The Natural History sections are pulled directly from the printed guides: Birding Hotspots and Natural Sites, Natural Highlights, Habitats, Topography, Conservation and Ecology, and Weather and Seasons.
The final set of features has huge potential but is, so far, very inconsistently implemented. If you look at the first set of screen shots you will see icons in the icon set at the bottom of the species views for Life List and Sightings. The Sightings function is fairly well implemented. Touching the icon opens a screen for that species where you can enter basic info on your sighting. (I was not able to get the “use Phone Location” feature to work, but it is there.) Sightings are then saved to an illustrated list, linked back to the species pages, within the app. Unfortunately Life List does not work the same way. Touching that icon on any species page only opens a text entry box where you have to manually enter the species name. ???? I don’t get it. Finally, in the Dashboard at the bottom of the main screens there is a Photo icon. This allows you to take a picture and save it in an album within the app, but again, there is no way to link your picture to any given species or sighting. ???. Again, I don’t get it. Also there does not seem to be any way to export your sightings or lists or pictures to…maybe a website, twitter, facebook, your laptop??? What is GMD thinking here?

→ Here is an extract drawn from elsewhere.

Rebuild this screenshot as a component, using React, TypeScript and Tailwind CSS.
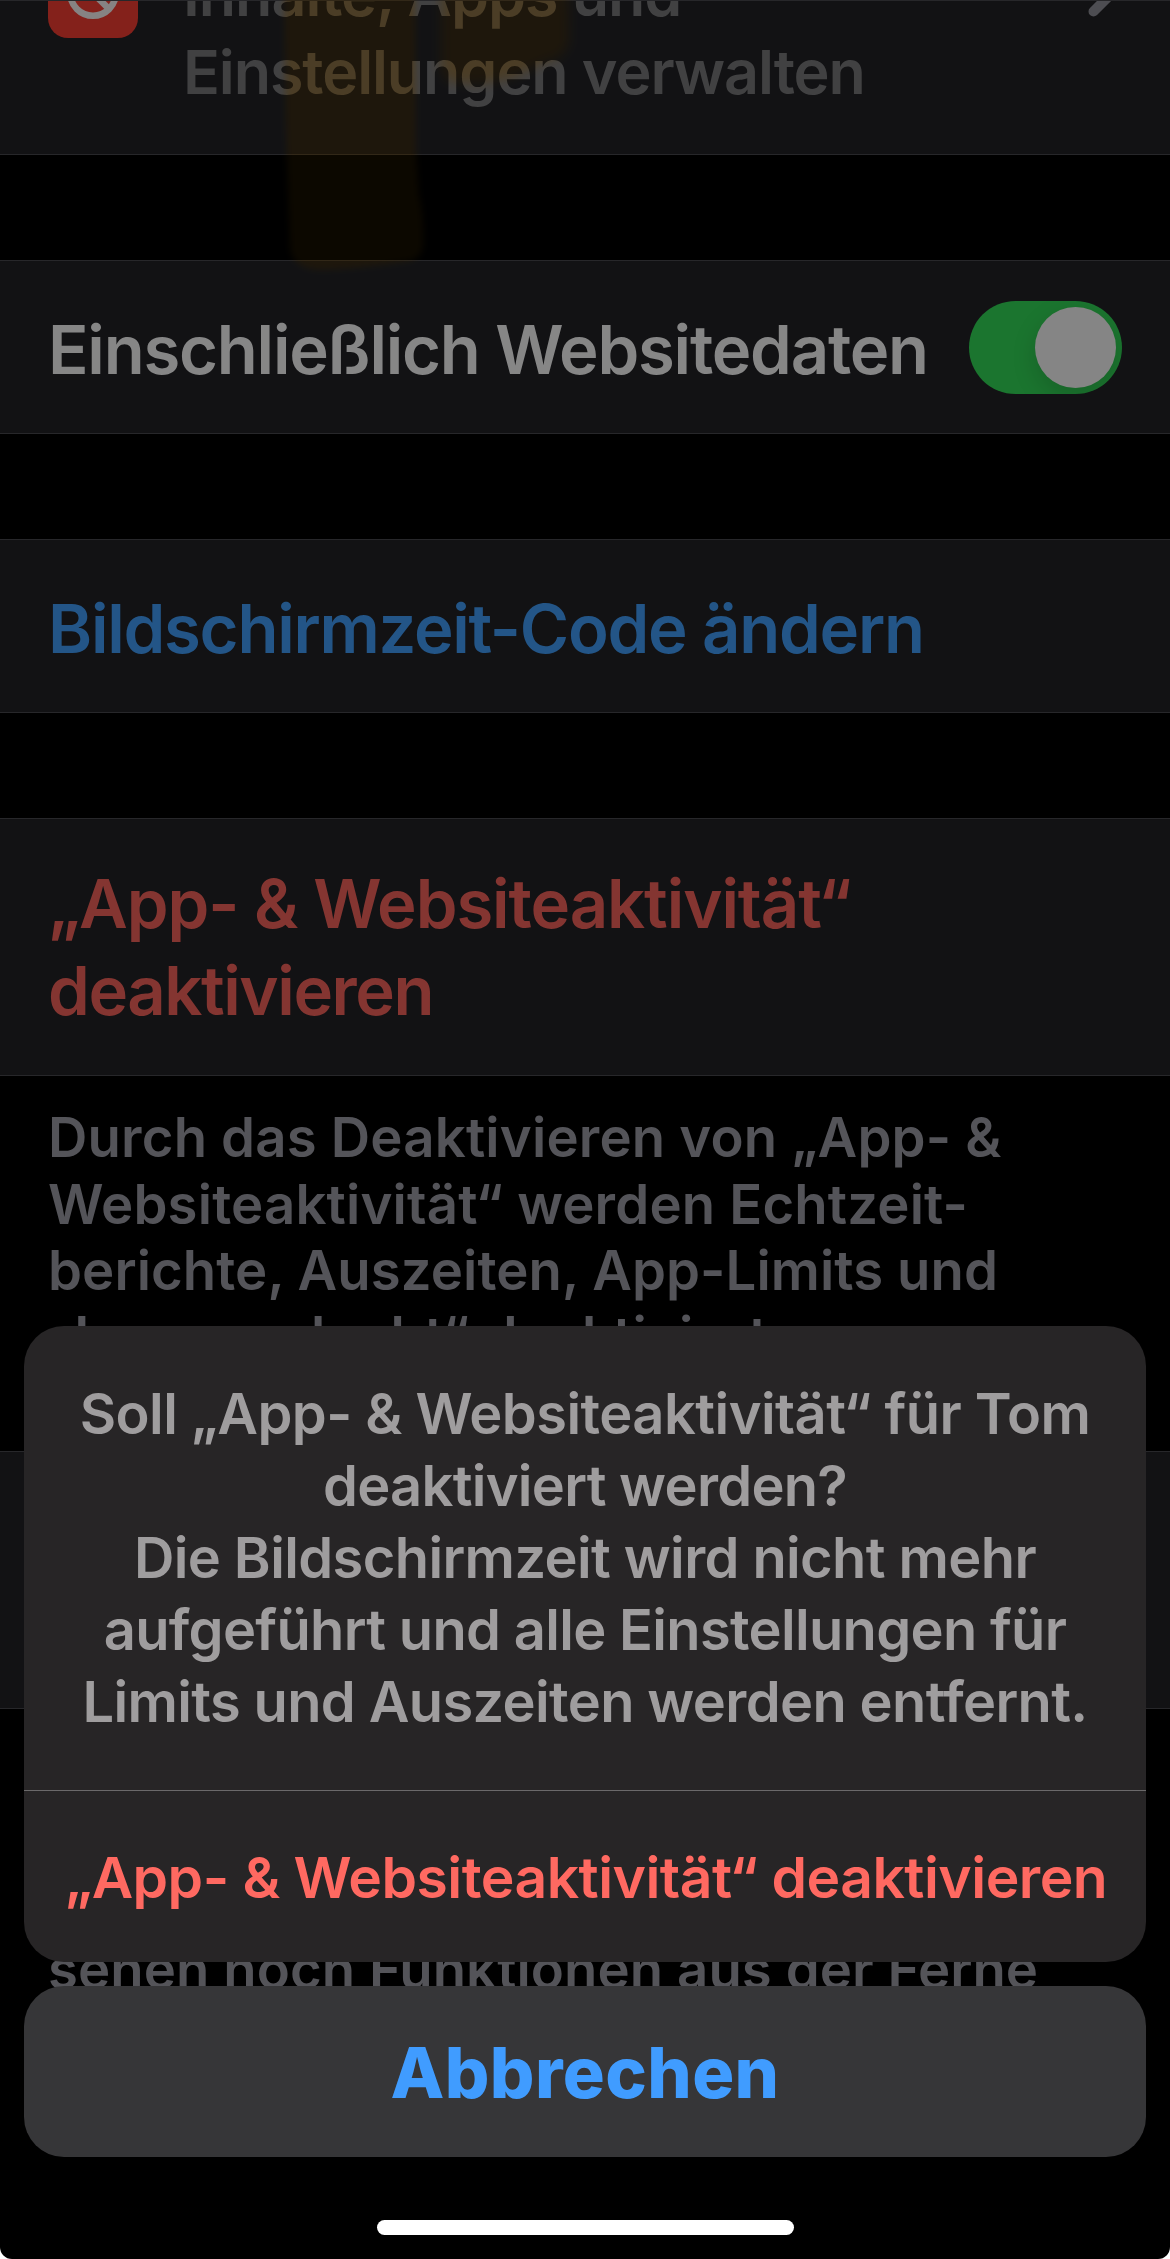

Still, taking the app for what it is, and not for what it isn’t, this is an amazingly useful (at least to me) addition to my iPhone field guide suite. It puts the full range of New England nature at my fingertips, in one tidy and highly functional package. At $15.00 I consider it a bargain. I paid more for my paper copy, and the iPhone version, even beyond portability considerations, has a lot more to offer. Regional Nature Guides for Florida, California, and Texas so far, besides the New England guide reviewed here are available in the App Store. I am sure more are in the works.
The iPhone is an amazing machine, but it is apps like the New England Nature Guide that make carrying it worth while!